O encontro dos ministros com o embaixador da China também foi marcado por recados e cobranças dos dois lados, ainda que o tom tenha sido diplomático.

Se de um lado, o embaixador saiu do encontro com a garantia de que o Brasil continuará a exportar seus produtos para a China - em especial commodities, como a soja - os ministros também tiveram a promessa de que o País seguirá recebendo o Ingrediente Farmacêutico Ativo (IFA), ainda que Yang Wanming não tenha se comprometido com prazos.

A conversa com Yang Wanming foi uma solicitação do ministro das Relações Exteriores, Carlos Alberto França, que tomou posse no início do mês passado. Desde então, o chanceler brasileiro tem pregado a "diplomacia da vacina", além de prometer um estreitamento das relações não apenas com qualquer país aliado em todo o mundo, sem discriminações, como também internamente, com os demais poderes. Além de Queiroga, França também convidou para a reunião o ministro da Economia, Paulo Guedes. Técnicos das três pastas estavam presentes, assim como o diretor do Instituto Butantan, Dimas Covas, e a presidente da Fundação Oswaldo Cruz (Fiocruz), Nísia Trindade Lima.

Ao final do encontro, os representantes brasileiros avaliaram que o esforço valeu a pena em meio a um mal-estar generalizado entre as partes. Na semana passada, o presidente Jair Bolsonaro havia feito mais uma insinuação de que o país asiático teria criado o vírus em laboratório como parte de uma "guerra bacteriológica".

Recentemente, sem saber que estava sendo gravado num evento, Guedes afirmou que o vírus foi causado por um "chinês" e que o país não consegue desenvolver vacinas com a mesma qualidade do que as dos americanos. Pequim reagiu dizendo que se opõe com firmeza a "qualquer tentativa de politizar e estigmatizar" a pandemia. "O vírus é o inimigo comum da humanidade", afirmou o porta-voz do Ministério das Relações Exteriores da China, Wang Wenbin.

Diplomacia

Conforme relatos de participantes do encontro de sexta-feira, Guedes aproveitou o momento para expor sua versão do que realmente teria ocorrido. Disse que nunca quis criticar a China e que estava enaltecendo a virtude da economia de mercado, já que os Estados Unidos - maior potência econômica mundial e onde estudou - conseguiram produzir uma vacina eficiente contra a covid-19 mesmo se tratando de um vírus que surgiu em outra região do planeta. Ele chegou a comentar com o embaixador que foi vacinado com a Coronavac - um imunizante preparado com IFA do país asiático vendido para o Brasil, mas cujo calendário de entregas está atrasado.

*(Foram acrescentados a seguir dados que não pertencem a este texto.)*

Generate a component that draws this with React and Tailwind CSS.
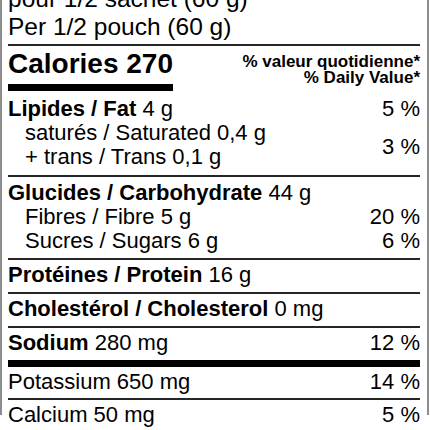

O governo chinês foi questionado pelas autoridades brasileiras sobre o atraso na entrega do IFA. Yang Wanming apontou questões internas de dificuldades de produção e aumento da demanda doméstica do insumo como motivos.

O embaixador também aproveitou o encontro para passar seu recado: "Por falar nisso, essas críticas ao meu país também não são boas porque estamos juntos". A reação dos brasileiros foi a de apresentar o "ruído" como fruto do trabalho da imprensa, que teria tirado as afirmações de contexto, e minimizar qualquer desgaste. Os ministros reforçaram que há uma amizade entre os dois povos e que todos são irmãos.

Sobre ser recorrente o fato de se apontar os chineses como os "criadores" do coronavírus, Yang Wanming sugeriu que os brasileiros também não se sentiriam confortáveis se fossem vistos como culpados pelo desenvolvimento da dengue e do chikungunya, enfatizando que o país asiático nunca fez uma acusação dessa natureza contra o País.

Reaproximação

Os participantes consultados pelo Estadão/Broadcast saíram do encontro com a avaliação de que houve uma reaproximação entre as duas partes. A própria presença de Guedes no encontro foi avaliada como importante por mais dois outros motivos: seria um respaldo financeiro para o Ministério da Saúde, com a indicação de que o governo vai "investir muito" no setor, e também para enfatizar o interesse de manter relações comerciais com país asiático.

A China é o maior parceiro comercial do Brasil desde 2009, quando desbancou o posto ocupado até então pelos Estados Unidos. Um dos participantes da conversa considerou o encontro "algo muito diplomático". A reunião ainda trouxe a expectativa de um aprofundamento nas relações comerciais dos dois países.